William Brewster is also buried here. My first frame, shot from a low angle, shows the rough landscape of his gravestone, the pink granite boulder unshaped by human hands, with wind-stripped oak branches above, a few late-clinging leaves suspended from the bare limbs like sleeping bats.

The second frame is a close-up with the name: William Brewster. Also his epitaph:

“For lo, the winter is past, the flowers appear on the earth; the time of the singing of birds is come …”

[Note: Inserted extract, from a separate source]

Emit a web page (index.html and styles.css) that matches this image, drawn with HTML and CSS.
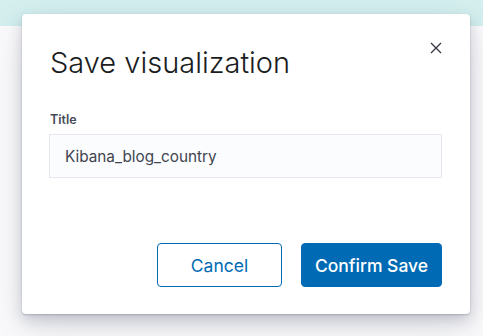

The next frame is a wide shot of the Mount Auburn Cemetery landscape, with a narrow, curving pathway winding under the skeletal beeches, the glowing white of the monumental tombs incised with twining vines, fluted pilasters and architraves, and many of the stones surmounted with ornamental urns. We see the dark islands of rhododendrons, a marble angel, half-hidden in the shrubbery, her wings spread backward, and in the distance, near a straight-trunked oak, a high marble pillar with a figure on top.

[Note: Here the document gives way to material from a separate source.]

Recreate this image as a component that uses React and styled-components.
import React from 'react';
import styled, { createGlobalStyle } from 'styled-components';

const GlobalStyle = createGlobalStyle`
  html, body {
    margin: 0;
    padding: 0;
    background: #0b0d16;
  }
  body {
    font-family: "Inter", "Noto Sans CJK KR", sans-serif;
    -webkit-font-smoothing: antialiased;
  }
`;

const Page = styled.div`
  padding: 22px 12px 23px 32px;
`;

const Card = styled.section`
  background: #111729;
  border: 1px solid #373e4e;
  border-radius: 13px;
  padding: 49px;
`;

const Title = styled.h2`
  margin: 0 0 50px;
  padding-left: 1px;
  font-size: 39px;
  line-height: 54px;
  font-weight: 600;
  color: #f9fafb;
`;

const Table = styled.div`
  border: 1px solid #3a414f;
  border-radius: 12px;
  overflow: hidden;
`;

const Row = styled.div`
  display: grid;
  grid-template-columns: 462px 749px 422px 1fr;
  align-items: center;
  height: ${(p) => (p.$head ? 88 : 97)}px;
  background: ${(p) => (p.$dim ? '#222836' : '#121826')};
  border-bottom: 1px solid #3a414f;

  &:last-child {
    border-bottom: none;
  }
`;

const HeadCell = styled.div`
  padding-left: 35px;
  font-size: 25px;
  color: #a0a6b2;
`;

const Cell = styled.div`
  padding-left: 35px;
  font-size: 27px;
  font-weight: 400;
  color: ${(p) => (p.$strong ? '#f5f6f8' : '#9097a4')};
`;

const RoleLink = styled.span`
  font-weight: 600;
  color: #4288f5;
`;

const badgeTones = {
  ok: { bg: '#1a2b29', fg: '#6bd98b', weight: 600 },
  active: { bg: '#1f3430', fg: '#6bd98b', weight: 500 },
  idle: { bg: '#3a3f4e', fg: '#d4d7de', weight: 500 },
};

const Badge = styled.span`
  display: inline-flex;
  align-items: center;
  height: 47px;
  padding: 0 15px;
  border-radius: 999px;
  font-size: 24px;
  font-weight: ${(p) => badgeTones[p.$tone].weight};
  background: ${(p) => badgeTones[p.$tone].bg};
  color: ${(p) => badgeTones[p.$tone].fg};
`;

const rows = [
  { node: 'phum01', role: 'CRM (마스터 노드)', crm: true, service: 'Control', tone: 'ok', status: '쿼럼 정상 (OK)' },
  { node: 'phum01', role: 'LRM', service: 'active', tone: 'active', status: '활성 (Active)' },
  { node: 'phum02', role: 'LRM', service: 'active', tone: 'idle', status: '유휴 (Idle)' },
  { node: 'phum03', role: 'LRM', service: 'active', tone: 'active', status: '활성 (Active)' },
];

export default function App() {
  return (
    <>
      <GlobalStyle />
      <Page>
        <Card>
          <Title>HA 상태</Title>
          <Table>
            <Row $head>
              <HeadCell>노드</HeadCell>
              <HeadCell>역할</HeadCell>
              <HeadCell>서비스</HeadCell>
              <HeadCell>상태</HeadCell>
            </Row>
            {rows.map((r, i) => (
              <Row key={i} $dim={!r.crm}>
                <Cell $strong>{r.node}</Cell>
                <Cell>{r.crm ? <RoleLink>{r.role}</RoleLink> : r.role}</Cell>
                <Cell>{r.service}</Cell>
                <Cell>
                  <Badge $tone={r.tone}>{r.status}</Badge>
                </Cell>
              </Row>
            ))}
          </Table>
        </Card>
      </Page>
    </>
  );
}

The fourth frame, taken from a rise, shows a foreground of trees and shrubs, the gray river with the silver cliff dwellings of Boston beyond, and above that a misty white nothingness, where all things are possible.

Although it too has its share of honored dead, Henry and William James, for example, the Cambridge Cemetery, which lies closer to the river, on the south side of Coolidge Avenue, is less prestigious; you will see, along with the old New England inscriptions, the names of Germans, Poles, Italians, and Swedes. Also a few Irish Protestants. And although death has equalized the races and the names are the same as those of the old English families, you will also find buried here a number of African Americans.

Inside the gates, two or three hundred yards to the south, is an unadorned tombstone with three family names inscribed on its plain marble face. Any stranger passing idly through this graveyard and happening upon this particular grave, reading the inscribed names, would not know that there are in fact four people buried beneath that stone. Three of them are listed, but the name of the fourth individual is unmarked. As with so many of the facts of the life of this invisible man, you have to search to find his identity. You’ll find him listed in the cemetery offices, in a thick record book with the inventory of burials for January, 1942:

“Robert A. Gilbert, Plot 12, Lot 4. Monbretia Path. January 13th, 1942.”

My last frame shows the Gilbert family grave. It is a squared-off, plain gravestone with a twining daisy chain running up the right and left sides and arching over to meet at the top. You see a few flecks of lichens, the unambitious sans serif lettering, and above, viewed through the lens from a low angle, a flare of branches rising upward like a fountain.

Beyond the gravestone, beyond the cemetery, a few hundred yards to the south, the dark river of grackles and redwings shifts, curves in a lazy bend, turns, and heads back for the Cambridge shore.

Below them, the Charles rolls down to the sea.